--- Given data ---
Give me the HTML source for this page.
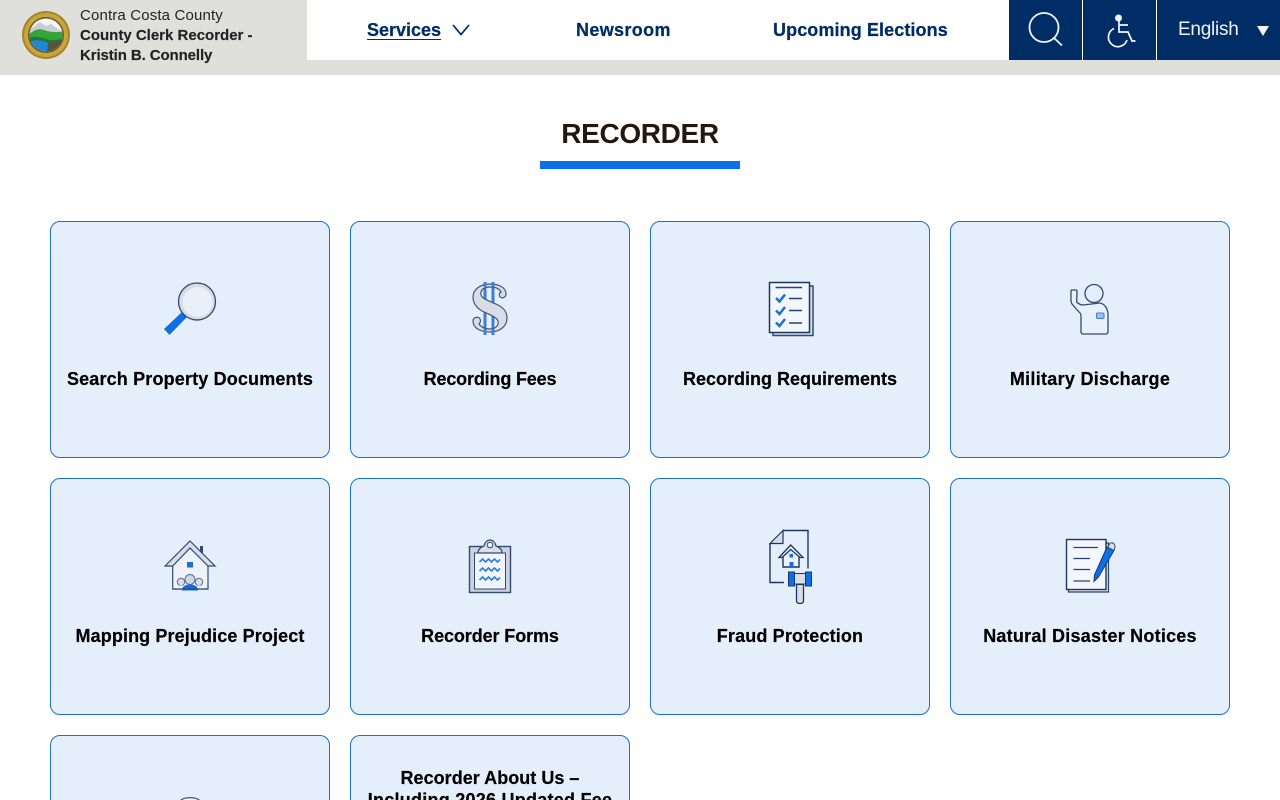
<!DOCTYPE html>
<html lang="en">
<head>
<meta charset="utf-8">
<title>Recorder</title>
<style>
html,body{margin:0;padding:0;width:1280px;height:800px;overflow:hidden;background:#fff;font-family:"Liberation Sans",sans-serif;}
#page{position:relative;width:1280px;height:800px;overflow:hidden;background:#fff;}
.a{position:absolute;white-space:nowrap;}
.card{position:absolute;width:278px;height:235px;background:#e5effb;border:1px solid #1a6fd0;border-radius:10px;}
.lbl{position:absolute;left:50px;width:280px;text-align:center;font-weight:700;font-size:18px;line-height:22px;color:#000;white-space:nowrap;-webkit-text-stroke:.2px #000;}
.nav{position:absolute;top:19px;font-weight:700;font-size:18px;line-height:22px;color:#002d66;white-space:nowrap;-webkit-text-stroke:.25px #002d66;}
svg{position:absolute;display:block;overflow:visible;}
</style>
</head>
<body>
<div id="page">
<div class="a" style="left:0;top:0;width:1280px;height:75px;background:#dfe0dc;"></div>
<div class="a" style="left:307px;top:0;width:702px;height:60px;background:#fff;"></div>
<div class="a" style="left:1009px;top:0;width:271px;height:60px;background:#002d66;"></div>
<div class="a" style="left:1082px;top:0;width:1px;height:60px;background:#fff;"></div>
<div class="a" style="left:1156px;top:0;width:1px;height:60px;background:#fff;"></div>

<svg style="left:22px;top:11px" width="48" height="48" viewBox="0 0 48 48">
<defs><clipPath id="seal"><circle cx="24" cy="24" r="16.500"/></clipPath></defs>
<circle cx="24" cy="24" r="24" fill="#a98426"/><circle cx="24" cy="24" r="22" fill="#c7a43f"/><circle cx="24" cy="24" r="18" fill="#6f5a20"/>
<g clip-path="url(#seal)">
<rect width="48" height="48" fill="#f3f5f5"/>
<path d="M6 20L18 11l6 4 5-2 14 10v4H6z" fill="#c9ced2"/>
<path d="M6 24c6-5 11-7 16-5s12 3 20 1v14H6z" fill="#36a336"/>
<path d="M6 27c6-2 12-1 18 1s12 1 18-1v5H6z" fill="#207a33"/>
<path d="M6 31c8-3 14-2 20 1 2 3 1 7-1 10H6z" fill="#1f86d8"/>
<path d="M26 32l14-3v8l-8 5-7-1z" fill="#55543f"/>
</g>
</svg>
<div class="a" style="left:80px;top:6px;font-size:15px;line-height:19px;color:#222;letter-spacing:.15px;">Contra Costa County</div>
<div class="a" style="left:80px;top:26px;font-size:15px;line-height:19px;font-weight:700;color:#222;letter-spacing:0;-webkit-text-stroke:.15px #222;">County Clerk Recorder -</div>
<div class="a" style="left:80px;top:46px;font-size:15px;line-height:19px;font-weight:700;color:#222;letter-spacing:-.1px;-webkit-text-stroke:.15px #222;">Kristin B. Connelly</div>

<div class="nav" style="left:367px;text-decoration:underline;text-underline-offset:3px;letter-spacing:0;">Services</div>
<svg style="left:452px;top:24px" width="18" height="12" viewBox="0 0 18 12"><path d="M1 1l8 9.500L17 1" fill="none" stroke="#002d66" stroke-width="1.700"/></svg>
<div class="nav" style="left:576px;letter-spacing:.35px;">Newsroom</div>
<div class="nav" style="left:773px;letter-spacing:.1px;">Upcoming Elections</div>

<svg style="left:1028px;top:12px" width="36" height="36" viewBox="0 0 36 36"><circle cx="16" cy="15.500" r="14.500" fill="none" stroke="#f4f6f8" stroke-width="1.800"/><path d="M25.500 25.500l8.500 8" stroke="#f4f6f8" stroke-width="1.800" fill="none"/></svg>
<svg style="left:1106px;top:14px" width="30" height="33" viewBox="0 0 30 33">
<circle cx="12.500" cy="4" r="3.500" fill="#f4f6f8"/>
<path d="M13 7v11h9l4 9h3.500M13 11h9" fill="none" stroke="#f4f6f8" stroke-width="1.700"/>
<path d="M8 14.500A9.500 9.500 0 1 0 21 26" fill="none" stroke="#f4f6f8" stroke-width="1.700"/>
</svg>
<div class="a" style="left:1178px;top:18px;font-size:19px;line-height:23px;color:#eef2f6;letter-spacing:-.25px;">English</div>
<svg style="left:1257px;top:26px" width="12" height="10" viewBox="0 0 12 10"><path d="M0 0h12L6 10z" fill="#f4f6f8"/></svg>

<div class="a" style="left:0;width:1280px;top:117px;text-align:center;font-size:28px;line-height:34px;font-weight:700;color:#25170b;letter-spacing:-.35px;">RECORDER</div>
<div class="a" style="left:540px;top:161px;width:200px;height:8px;background:#0b6fe8;"></div>

<div class="card" style="left:50px;top:221px"></div>
<div class="card" style="left:350px;top:221px"></div>
<div class="card" style="left:650px;top:221px"></div>
<div class="card" style="left:950px;top:221px"></div>
<div class="card" style="left:50px;top:478px"></div>
<div class="card" style="left:350px;top:478px"></div>
<div class="card" style="left:650px;top:478px"></div>
<div class="card" style="left:950px;top:478px"></div>
<div class="card" style="left:50px;top:735px"></div>
<div class="card" style="left:350px;top:735px"></div>

<div class="lbl" style="top:368px;letter-spacing:.16px;">Search Property Documents</div>
<div class="lbl" style="top:368px;left:350px;letter-spacing:-.17px;">Recording Fees</div>
<div class="lbl" style="top:368px;left:650px;letter-spacing:0;">Recording Requirements</div>
<div class="lbl" style="top:368px;left:950px;letter-spacing:.29px;">Military Discharge</div>
<div class="lbl" style="top:625px;letter-spacing:.12px;">Mapping Prejudice Project</div>
<div class="lbl" style="top:625px;left:350px;letter-spacing:-.1px;">Recorder Forms</div>
<div class="lbl" style="top:625px;left:650px;letter-spacing:.15px;">Fraud Protection</div>
<div class="lbl" style="top:625px;left:950px;letter-spacing:.23px;">Natural Disaster Notices</div>
<div class="lbl" style="top:767px;left:350px;letter-spacing:.03px;">Recorder About Us –</div>
<div class="lbl" style="top:789px;left:350px;letter-spacing:.25px;">Including 2026 Updated Fee</div>

<!-- magnifier -->
<svg style="left:150px;top:270px" width="80" height="75" viewBox="0 0 80 75">
<path d="M14 59L32 42l5 5-17.500 18z" fill="#0b6fe8"/>
<circle cx="47" cy="31.500" r="18.500" fill="#d6dae3" stroke="#324a70" stroke-width="1.300"/><circle cx="47.500" cy="32" r="15" fill="#e9f0fa"/>
</svg>
<!-- dollar -->
<svg style="left:450px;top:270px" width="80" height="75" viewBox="0 0 80 75">
<path d="M35 12v53M43 12v53" stroke="#3f7fd0" stroke-width="3" fill="none"/>
<path d="M40 14C48 14 56 17 56 24C56 28 51 29 49.500 26C49 24 50 22 51 22C49 18 45 17 40 17C34 17 30 20 31 25C32 29 42 32 48 35C54 38 57 42 57 48C57 57 49 62 40 62C32 62 23 59 23 51C23 47 29 46 30 49C31 51 30 53 29 54C31 57 35 59 40 59C46 59 49 55 48 51C47 47 38 44 32 41C27 38 23 34 23 27C23 19 31 14 40 14Z" fill="#d9dde6" stroke="#40577d" stroke-width="1.200"/>
<path d="M35 12v5M43 12v5M35 59v6M43 59v6" stroke="#3f7fd0" stroke-width="3" fill="none"/>
</svg>
<!-- checklist -->
<svg style="left:750px;top:270px" width="80" height="75" viewBox="0 0 80 75">
<rect x="23" y="16" width="40" height="49.500" fill="#d8dfeb" stroke="#324a70" stroke-width="1.500"/>
<rect x="19.500" y="12.500" width="40" height="50" fill="#f3f7fd" stroke="#1b3766" stroke-width="1.500"/>
<path d="M25.500 17.500H52M39 28.500h13M39 40.500h13M39 53h13" stroke="#24406f" stroke-width="1.400"/>
<path d="M26 28l3.500 3.500L35 24.500M26 40.500l3.500 3.500L35 37M26 52.500l3.500 3.500L35 49" fill="none" stroke="#176fd8" stroke-width="2.500"/>
</svg>
<!-- military -->
<svg style="left:1050px;top:270px" width="80" height="75" viewBox="0 0 80 75">
<circle cx="44" cy="23.500" r="9" fill="none" stroke="#324a70" stroke-width="1.300"/>
<path d="M21.500 20h4.500c.7 0 1 .5 1 1l-.300 11c2 2 4 3 6.300 3L50 33c5 1 8 6 8 12v17c0 1-1 2-2 2H33c-1 0-2-1-2-2V46c0-2-.5-3-2-4l-7-8c-.5-1-1-2-1-3V21z" fill="#e8f0fb" stroke="#324a70" stroke-width="1.300"/>
<rect x="46.500" y="43" width="7.500" height="5.500" rx="1" fill="#9dbfed" stroke="#3d7cd0"/>
</svg>
<!-- house -->
<svg style="left:150px;top:530px" width="80" height="75" viewBox="0 0 80 75">
<path d="M50 24v-8h3v12z" fill="#2b4b7c"/>
<path d="M22.700 59V35L40 18l18 17v24z" fill="#eef3fb" stroke="#324a70" stroke-width="1.200"/>
<path d="M15 36L40 11l25 25h-7L40 18 22.700 36z" fill="#d8dde6" stroke="#324a70" stroke-width="1.200"/>
<rect x="37" y="32" width="6" height="5.500" fill="#176fd8"/>
<circle cx="31" cy="52" r="3.700" fill="#d8dde6" stroke="#5a6e90"/><circle cx="49" cy="52" r="3.700" fill="#d8dde6" stroke="#5a6e90"/>
<path d="M26 59c0-2 2-3.500 5-3.500h18c3 0 5 1.500 5 3.500z" fill="#f3f7fd"/>
<circle cx="40" cy="49.500" r="5" fill="#d0d6e2" stroke="#5a6e90"/>
<path d="M32 60.500c0-4 3-6 8-6s8 2 8 6z" fill="#0b6fe8"/>
<path d="M22.700 59h35" stroke="#324a70" stroke-width="1.200"/>
</svg>
<!-- clipboard -->
<svg style="left:450px;top:530px" width="80" height="75" viewBox="0 0 80 75">
<rect x="19.500" y="16.500" width="41" height="46" fill="#ccd3df" stroke="#324a70" stroke-width="1.400"/>
<rect x="24.500" y="23" width="31" height="36" fill="#f0f5fc" stroke="#324a70" stroke-width="1"/>
<path d="M28 23c0-4 3-6 6-7 .8-3.500 3-6 6-6s5.200 2.500 6 6c3 1 6 3 6 7z" fill="#d8dde6" stroke="#324a70" stroke-width="1.200"/>
<circle cx="40" cy="15" r="2.800" fill="#eef3fb" stroke="#324a70"/>
<path d="M29.500 32l3-3 3 3 3-3 3 3 3-3 3 3 2.500-2.500M29.500 41l3-3 3 3 3-3 3 3 3-3 3 3 2.500-2.500M29.500 50l3-3 3 3 3-3 3 3 3-3 3 3 2.500-2.500" fill="none" stroke="#2a7be0" stroke-width="1.600"/>
</svg>
<!-- fraud -->
<svg style="left:750px;top:525px" width="80" height="85" viewBox="0 0 80 85">
<path d="M33 5.500h25v38" fill="none" stroke="#1b3766" stroke-width="1.400"/>
<path d="M33 5.500L20 18.500h13z" fill="#d8dde6" stroke="#1b3766" stroke-width="1.200"/>
<path d="M20 18.500V57.500h14" fill="none" stroke="#1b3766" stroke-width="1.400"/>
<path d="M33 31v11h16V31" fill="#eef3fb" stroke="#1b3766" stroke-width="1.400"/>
<path d="M29 32.500L40.700 20 53 32.500h-3L40.700 24.500 32 32.500z" fill="#eef3fb" stroke="#1b3766" stroke-width="1.300"/>
<rect x="39.500" y="37" width="4" height="5" fill="#176fd8"/><rect x="39.500" y="29" width="3.500" height="3.500" fill="#176fd8"/>
<rect x="43" y="48.500" width="14" height="10.500" fill="#d8dde6" stroke="#1b3766"/>
<rect x="38.500" y="47" width="6" height="14" fill="#0b6fe8" stroke="#1b3766"/><rect x="55.500" y="47" width="6" height="14" fill="#0b6fe8" stroke="#1b3766"/>
<path d="M46.500 59.500v16.500c0 1.500 1.500 2.500 3.500 2.500s3.500-1 3.500-2.500V59.500z" fill="#d8dde6" stroke="#1b3766" stroke-width="1.300"/>
</svg>
<!-- notes -->
<svg style="left:1050px;top:530px" width="80" height="75" viewBox="0 0 80 75">
<rect x="18.500" y="13" width="40" height="49" fill="#d8dfeb" stroke="#324a70" stroke-width="1.300"/>
<rect x="16.500" y="9.500" width="39.500" height="50" fill="#f3f7fd" stroke="#1b3766" stroke-width="1.400"/>
<path d="M23.500 17.500H48M23.500 28.500H40M23.500 39.500H40M23.500 51H40" stroke="#24406f" stroke-width="1.300"/>
<path d="M57 17l7 3.500L48.500 47 44 51.500 44.500 45z" fill="#0b6fe8" stroke="#1b3766" stroke-width="1"/>
<path d="M58 17c.8-3 3-5 5-4s2.500 3.500 1.500 6l-.5 1.500-6-3z" fill="#d8dde6" stroke="#324a70"/>
</svg>
<!-- partial icon in last-row card -->
<svg style="left:178px;top:797px" width="24" height="3" viewBox="0 0 24 3"><path d="M2 4C4 1.500 8 .7 12 .7S20 1.500 22 4" fill="#eef3fb" stroke="#324a70" stroke-width="1.200"/></svg>
</div>
</body>
</html>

--- Goal ---
Scan the lines above for "page", then copy every one that has it.

--- Result for this task ---
Give me the HTML source for this page.
#page{position:relative;width:1280px;height:800px;overflow:hidden;background:#fff;}
<div id="page">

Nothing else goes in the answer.